You're spending money on demand generation. Your LinkedIn content is getting engagement. The podcast is growing. The brand looks great. But when your CFO asks "what's the ROI on all of this?" you freeze.

You're not alone. Measuring demand gen ROI is one of the hardest problems in B2B marketing. Not because the results aren't there, but because the way most companies try to measure it is fundamentally broken.

The good news: it's fixable. You don't need a perfect attribution model. You don't need to track every single touchpoint. You need a practical framework that connects demand gen activity to pipeline outcomes in a way that your finance team can actually believe.

This is that framework.

Why Demand Gen ROI Is So Hard to Measure

Let's start with the honest truth. Demand generation is harder to measure than lead generation, and there are real structural reasons for that.

Long time horizons. Demand gen doesn't work overnight. A prospect might see your LinkedIn content for six months before they ever visit your website. They might attend your webinar in January and not book a meeting until September. The gap between activity and outcome can be enormous, and most measurement tools aren't built for that.

Multi-touch buyer journeys. The average B2B deal involves six to ten decision makers. Each of them interacts with your brand differently. One reads your blog. Another sees a LinkedIn post. A third hears about you from a colleague. Attributing the deal to any single touchpoint is reductive. Attributing it fairly across all of them is nearly impossible.

Brand effects are indirect. When you invest in brand building, the returns show up everywhere but they're hard to isolate. Your cold emails get higher reply rates because people recognise your name. Your close rates improve because prospects trust you before the first call. Your inbound increases because word of mouth is working. All of this is real. None of it is easy to attribute to a specific brand campaign.

Dark social and invisible touchpoints. A huge amount of B2B influence happens in places you can't track. Private Slack groups. WhatsApp messages between colleagues. Conversations at dinner. Your prospect heard about you from their mate at a conference, but your CRM says they came in through a Google search. The data is lying to you.

The Metrics You Should Stop Tracking (Or at Least Stop Leading With)

Before we get to what works, let's talk about the metrics that are actively misleading your leadership team.

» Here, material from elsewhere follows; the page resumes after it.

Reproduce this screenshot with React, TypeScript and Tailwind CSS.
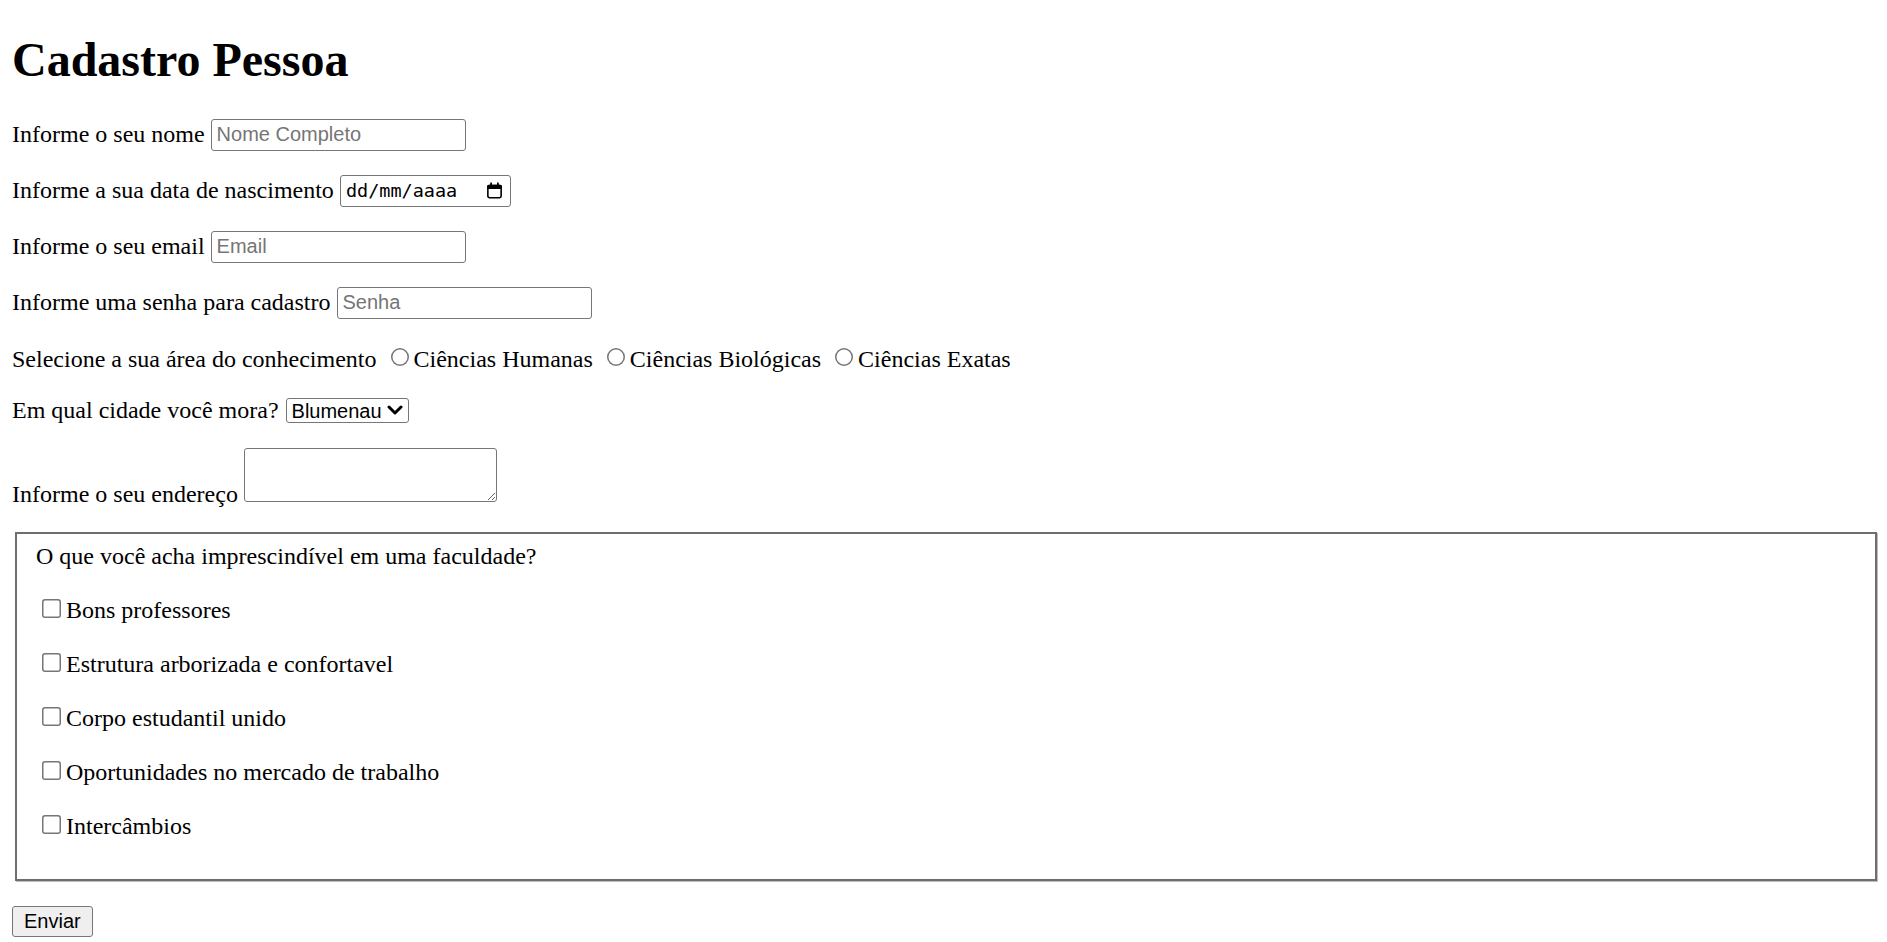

MQLs (Marketing Qualified Leads). The MQL is possibly the most damaging metric in B2B marketing. Someone downloaded a whitepaper, so now they're "qualified." They attended a webinar, so sales should call them. This is nonsense. Most MQLs have zero buying intent. They were curious, not ready to purchase. Building your entire measurement framework around MQLs incentivises the marketing team to generate volume at the expense of quality.

Impressions and reach. Knowing that 50,000 people saw your ad tells you almost nothing. Were they the right people? Did they care? Did it change their perception of your brand? Impressions are an input metric, not an outcome metric. They belong in a campaign report, not a board presentation.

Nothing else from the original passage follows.